As a ginger I always make sure to cleanup any pubes that fall out, because people will know it's me. So if you see a red pube, it's NOT me, because I cleanup after myself. 😛
 
There is always the 10' dude that leaves a pube on top of the urinal.

Then you get the guy that can't make it into the urinal. So the the next person up is trying to sidestep the previous disaster and well you know how that goes.
So much worse when your shoes comes untied and your lace is either in that puddle or you have to dance around it until you can get someplace else tie it. Happened to me twice this week even though my shoes rarely comes untied.
 
My workplace recently installed an automatic towel dispenser that has a built-in delay period. Once the paper towel is dispensed, a blue LED lights up and you cannot get another towel until the light has turned off. It basically prevents people from taking two towels.
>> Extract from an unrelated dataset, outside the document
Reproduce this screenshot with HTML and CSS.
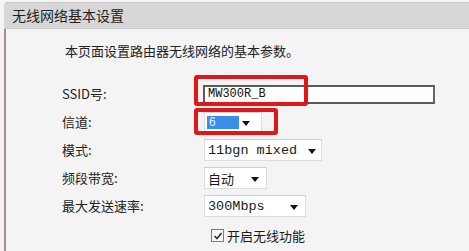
FILE: index.html
```html
<!DOCTYPE html>
<html lang="zh">
<head>
<meta charset="utf-8">
<link rel="stylesheet" href="styles.css">
</head>
<body>
<div class="panel">
  <div class="header">无线网络基本设置</div>
  <div class="content">
    <p class="intro">本页面设置路由器无线网络的基本参数。</p>
    <div class="form">
      <div class="row">
        <span class="label">SSID号:</span>
        <div class="ctl">
          <span class="input">MW300R_B</span>
          <span class="mark mark-ssid"></span>
        </div>
      </div>
      <div class="row">
        <span class="label">信道:</span>
        <div class="ctl">
          <span class="select sel-channel"><span class="hl">6</span><i class="arrow"></i></span>
          <span class="mark mark-channel"></span>
        </div>
      </div>
      <div class="row">
        <span class="label">模式:</span>
        <div class="ctl">
          <span class="select sel-mode"><span class="val mono">11bgn mixed</span><i class="arrow"></i></span>
        </div>
      </div>
      <div class="row">
        <span class="label">频段带宽:</span>
        <div class="ctl">
          <span class="select sel-bw"><span class="val">自动</span><i class="arrow"></i></span>
        </div>
      </div>
      <div class="row">
        <span class="label">最大发送速率:</span>
        <div class="ctl">
          <span class="select sel-rate"><span class="val mono">300Mbps</span><i class="arrow"></i></span>
        </div>
      </div>
      <div class="row">
        <span class="label"></span>
        <div class="ctl check-row">
          <span class="checkbox"><svg width="10" height="10" viewBox="0 0 10 10"><path d="M1.5 5 L4 7.5 L8.5 2" fill="none" stroke="#333" stroke-width="1.6"/></svg></span>
          <span class="check-text">开启无线功能</span>
        </div>
      </div>
    </div>
  </div>
</div>
</body>
</html>
```
FILE: styles.css
```css
html, body {
  margin: 0;
  padding: 0;
  background: #f4f4f4;
  width: 469px;
  height: 251px;
  overflow: hidden;
  font-family: "Noto Sans CJK SC", "Noto Sans", sans-serif;
  color: #222;
}
.panel {
  margin: 2px 0 0 4px;
}
.header {
  height: 25px;
  line-height: 25px;
  background: #d7d7d7;
  border-top: 1px solid #c9c9c9;
  border-bottom: 1px solid #cbcbcb;
  border-top-left-radius: 4px;
  padding-left: 8px;
  font-size: 14px;
  color: #1e1e1e;
}
.content {
  border-left: 2px solid #a89090;
  height: 222px;
  padding-left: 56px;
}
.intro {
  margin: 0;
  padding-top: 12px;
  height: 20px;
  line-height: 20px;
  font-size: 13px;
  padding-left: 3px;
}
.form {
  display: flex;
  flex-direction: column;
  margin-top: 19px;
}
.row {
  display: flex;
  align-items: center;
  height: 28px;
}
.label {
  width: 142px;
  font-size: 13px;
  color: #222;
  margin-top: -2px;
}
.ctl {
  position: relative;
  display: flex;
  align-items: center;
}
.input {
  box-sizing: border-box;
  width: 232px;
  height: 19px;
  margin-left: -1px;
  border: 2px solid #5a5a5a;
  border-right-color: #666;
  background: #fdfdfd;
  font-family: "Liberation Mono", monospace;
  font-size: 12px;
  line-height: 15px;
  padding-left: 3px;
  color: #111;
}
.select {
  box-sizing: border-box;
  position: relative;
  display: flex;
  align-items: center;
  height: 22px;
  background: #fff;
  border: 1px solid #dcdcdc;
  border-top-color: #cfcfcf;
  padding-left: 2px;
}
.val {
  font-size: 13px;
  color: #1a1a1a;
  padding-left: 1px;
}
.mono {
  font-family: "Liberation Mono", monospace;
  font-size: 13.5px;
}
.arrow {
  position: absolute;
  right: 7px;
  top: 9px;
  width: 0;
  height: 0;
  border-left: 4px solid transparent;
  border-right: 4px solid transparent;
  border-top: 5px solid #111;
}
.sel-channel { width: 58px; height: 20px; }
.sel-mode { width: 118px; }
.sel-bw { width: 63px; }
.sel-rate { width: 102px; }
.sel-mode .arrow { right: 5px; }
.hl {
  display: block;
  width: 32px;
  height: 13px;
  background: #3a8ee6;
  color: #e8f2ff;
  font-size: 12px;
  line-height: 13px;
  padding-left: 2px;
  box-sizing: border-box;
  font-family: "Liberation Sans", sans-serif;
}
.sel-channel .arrow { right: 11px; top: 8px; }
.mark {
  position: absolute;
  box-sizing: border-box;
  border: 4px solid #e0161b;
  border-radius: 3px;
}
.mark-ssid {
  left: -10px;
  top: -10px;
  width: 114px;
  height: 31px;
}
.mark-channel {
  left: -10px;
  top: -4px;
  width: 84px;
  height: 27px;
}
.check-row {
  padding-left: 7px;
  gap: 3px;
  margin-top: 3px;
}
.checkbox {
  box-sizing: border-box;
  width: 13px;
  height: 13px;
  border: 1px solid #7a7a7a;
  background: #f8f8f8;
  display: flex;
  align-items: center;
  justify-content: center;
}
.check-text {
  font-size: 13px;
  color: #1a1a1a;
}
```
Do you and I work at the same place?
 
Needs an option for no sink, no soap dispenser, no flush, and hotter than a popcorn fart when the sun is shining on it. Oh, almost forgot, it does have horrendous stink, so it does have that going for it.
 
Manual and manual. The bathrooms where I work are disgusting quite frankly. I could literally piss all over the walls and floor and I don’t think anyone would notice... or care.